Abstraction faite du sentiment de ses droits, que penserait-il, lui, ou, à sa place, tout homme désintéressé et clairvoyant, des prétentions inouïes des Bonaparte.

Comprendrait-il l’insolence des arrière-neveux de l’Attila qui sévit sur l’Europe il y a cent ans, de celui qui épuisa, pour le service de son monstrueux orgueil, cette généreuse France asservie par son malfaisant génie ? Que penserait-il de leur persistance effrontée après la désastreuse épreuve d’un second gouvernement bonapartiste qui ramena les ennemis dans Paris et mutila la France !

La situation actuelle en effet paraît curieuse à qui veut bien y réfléchir ; les parents de ces corses funestes réclamant au grand jour et comme un héritage qui leur est dû, ce que leurs ascendants usurpèrent, et ce, pendant que la patrie pleure encore la perte de l’Alsace Lorraine, qu’elle se prépare à donner pour les reconquérir, autant de sang peut-être qu’un Napoléon en fit couler pour les perdre.

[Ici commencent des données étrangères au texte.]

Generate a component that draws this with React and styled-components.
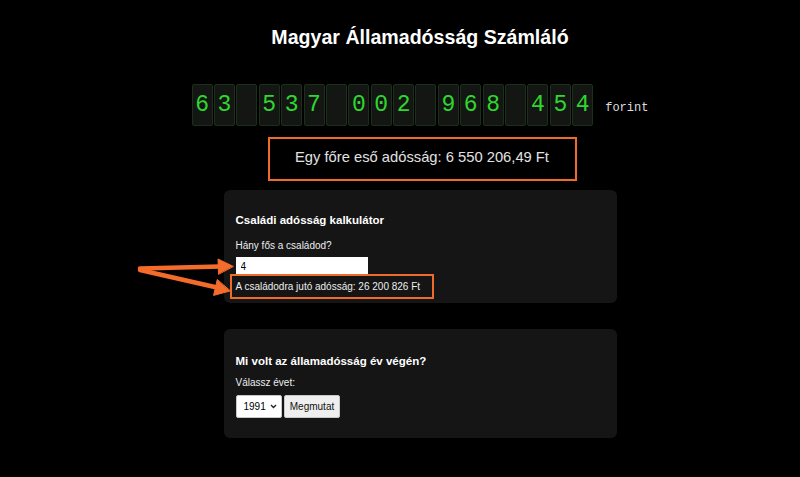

Il semble que ce qui reste de la race devrait se cacher quelque part, tâcher de se faire oublier. Son premier devoir serait, à tout le moins — s’il était vrai surtout que la France lui fut chère — de consacrer à son service les efforts qu’elle met encore à la diviser.

Mais le devoir pour les prétendants, c’est le culte de leur personne, les intérêts de leur famille avant ceux de ce peuple qu’ils cherchent à reconquérir et qui reste toujours pour eux « chair à canon. »

La preuve en est qu’ils ne reculeraient pas devant une guerre qui en exterminerait une partie, si cette guerre devait leur rendre le trône de leurs ancêtres.